La mise en place de CfD bidirectionnels pour la production nucléaire présente plusieurs avantages :

 

  1. Stabilisation des prix : En régulant le prix de l'électricité nucléaire, ce mécanisme assure une plus grande prévisibilité des coûts pour les consommateurs et les producteurs.

  2. Redistribution des bénéfices : Les consommateurs peuvent bénéficier directement des gains réalisés lorsque les prix de marché sont élevés.

  3. Sécurité financière pour EDF : EDF (Électricité de France) bénéficierait d'une sécurité financière accrue, assurant les fonds nécessaires pour l'exploitation continue et les investissements futurs dans le parc nucléaire.

  4. Attractivité pour les investissements : La stabilité des prix et des revenus rend le secteur nucléaire plus attractif pour les investissements à long terme.

 

Le remplacement de l'ARENH par des CfD bidirectionnels pourrait offrir une solution équilibrée pour le marché de l'électricité en France, en stabilisant les prix, en redistribuant les bénéfices aux consommateurs et en garantissant les ressources nécessaires pour l'avenir du parc nucléaire français.

En conclusion, faut-il sortir du marché européen ou s’adapter ?

 

La réforme du marché européen de l'électricité représente une opportunité majeure pour renforcer la coopération entre les États membres. Elle permet de stabiliser les prix de l'énergie et d’assurer la sécurité d'approvisionnement.
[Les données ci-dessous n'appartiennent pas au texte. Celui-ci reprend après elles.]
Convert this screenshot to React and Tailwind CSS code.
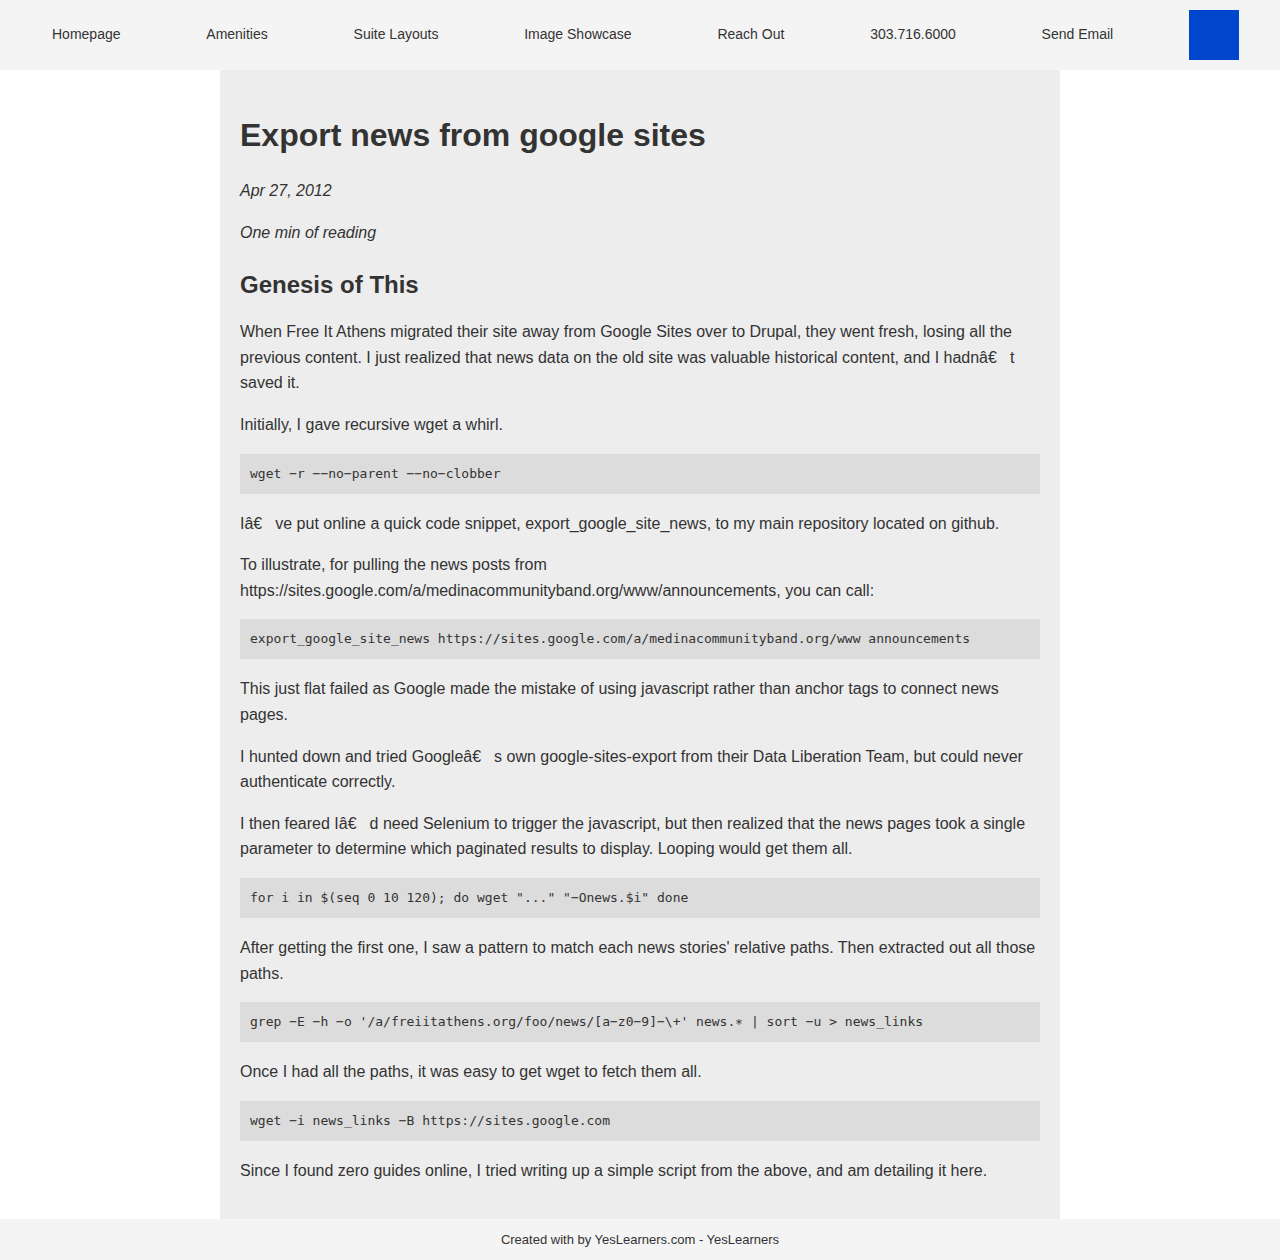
const NAV = ["Homepage", "Amenities", "Suite Layouts", "Image Showcase", "Reach Out", "303.716.6000", "Send Email"]

// the source page has mis-decoded apostrophes; keep them as they appear
const GAP = <span className="inline-block w-[13px]" />

function Code({ children }) {
  return (
    <pre className="mb-[17px] bg-[#dcdcdc] px-[10px] py-[10px] font-['DejaVu_Sans_Mono',monospace] text-[13px] leading-[20px] text-[#333] whitespace-pre">
      {children}
    </pre>
  )
}

function P({ children, className = "" }) {
  return <p className={`mb-4 text-[16px] leading-[25.6px] ${className}`}>{children}</p>
}

export default function App() {
  return (
    <div className="flex min-h-[1260px] flex-col bg-white font-['Liberation_Sans',Arial,sans-serif] text-[#333]">

      {/* Header */}
      <header className="flex h-[70px] items-center bg-[#f4f4f4] pl-[52px]">
        <nav className="mb-[2px] flex items-center gap-[85.8px] text-[14px]">
          {NAV.map((item) => (
            <a key={item} href="#" className="text-[#333]">{item}</a>
          ))}
        </nav>
        <div className="ml-[76px] h-[50px] w-[50px] bg-[#0046cc]" />
      </header>

      {/* Article */}
      <main className="mx-auto w-[840px] flex-1 bg-[#ededed] px-5 pt-[44px] pb-5">
        <h1 className="mb-[21px] text-[32px] font-bold leading-[43px]">Export news from google sites</h1>

        <P className="italic">Apr 27, 2012</P>
        <P className="italic">One min of reading</P>

        <h2 className="mt-[25px] mb-5 text-[24px] font-bold leading-[29px]">Genesis of This</h2>

        <P>
          When Free It Athens migrated their site away from Google Sites over to Drupal, they went fresh, losing all the
          previous content. I just realized that news data on the old site was valuable historical content, and I hadnâ€{GAP}t
          saved it.
        </P>
        <P>Initially, I gave recursive wget a whirl.</P>
        <Code>wget −r −−no−parent −−no−clobber</Code>

        <P>Iâ€{GAP}ve put online a quick code snippet, export_google_site_news, to my main repository located on github.</P>
        <P>
          To illustrate, for pulling the news posts from
          https://sites.google.com/a/medinacommunityband.org/www/announcements, you can call:
        </P>
        <Code>export_google_site_news https://sites.google.com/a/medinacommunityband.org/www announcements</Code>

        <P>This just flat failed as Google made the mistake of using javascript rather than anchor tags to connect news pages.</P>
        <P>I hunted down and tried Googleâ€{GAP}s own google-sites-export from their Data Liberation Team, but could never authenticate correctly.</P>
        <P>
          I then feared Iâ€{GAP}d need Selenium to trigger the javascript, but then realized that the news pages took a single
          parameter to determine which paginated results to display. Looping would get them all.
        </P>
        <Code>for i in $(seq 0 10 120); do wget "..." "−Onews.$i" done</Code>

        <P>After getting the first one, I saw a pattern to match each news stories' relative paths. Then extracted out all those paths.</P>
        <Code>grep −E −h −o '/a/freiitathens.org/foo/news/[a−z0−9]−\+' news.∗ | sort −u &gt; news_links</Code>

        <P>Once I had all the paths, it was easy to get wget to fetch them all.</P>
        <Code>wget −i news_links −B https://sites.google.com</Code>

        <P>Since I found zero guides online, I tried writing up a simple script from the above, and am detailing it here.</P>
      </main>

      {/* Footer */}
      <footer className="bg-[#f4f4f4] py-[10px] text-center text-[13px] leading-[21px] text-[#333]">
        Created with by YesLearners.com - YesLearners
      </footer>
    </div>
  )
}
Les mécanismes proposés, tels que les contrats pour différence (CfD) et les accords d'achat d'électricité (PPA), permettraient par ailleurs de financer la transition énergétique, assurant ainsi un mix énergétique diversifié et durable.

 

En définitive, une sortie du marché européen de l'énergie serait une opération aussi risquée que contre-productive. Cela isolerait un État des bénéfices de la solidarité européenne, augmenterait les coûts d'investissement et d'infrastructure, et limiterait l'accès aux innovations technologiques


Au contraire, une réforme structurelle et une coopération renforcée semblent indispensables pour répondre aux défis énergétiques actuels et futurs. En s’adaptant et en participant activement à l'évolution du marché européen, les États membres peuvent non seulement garantir la stabilité et la sécurité énergétiques, mais aussi jouer un rôle de premier plan dans la transition vers un avenir énergétique plus vert et plus durable.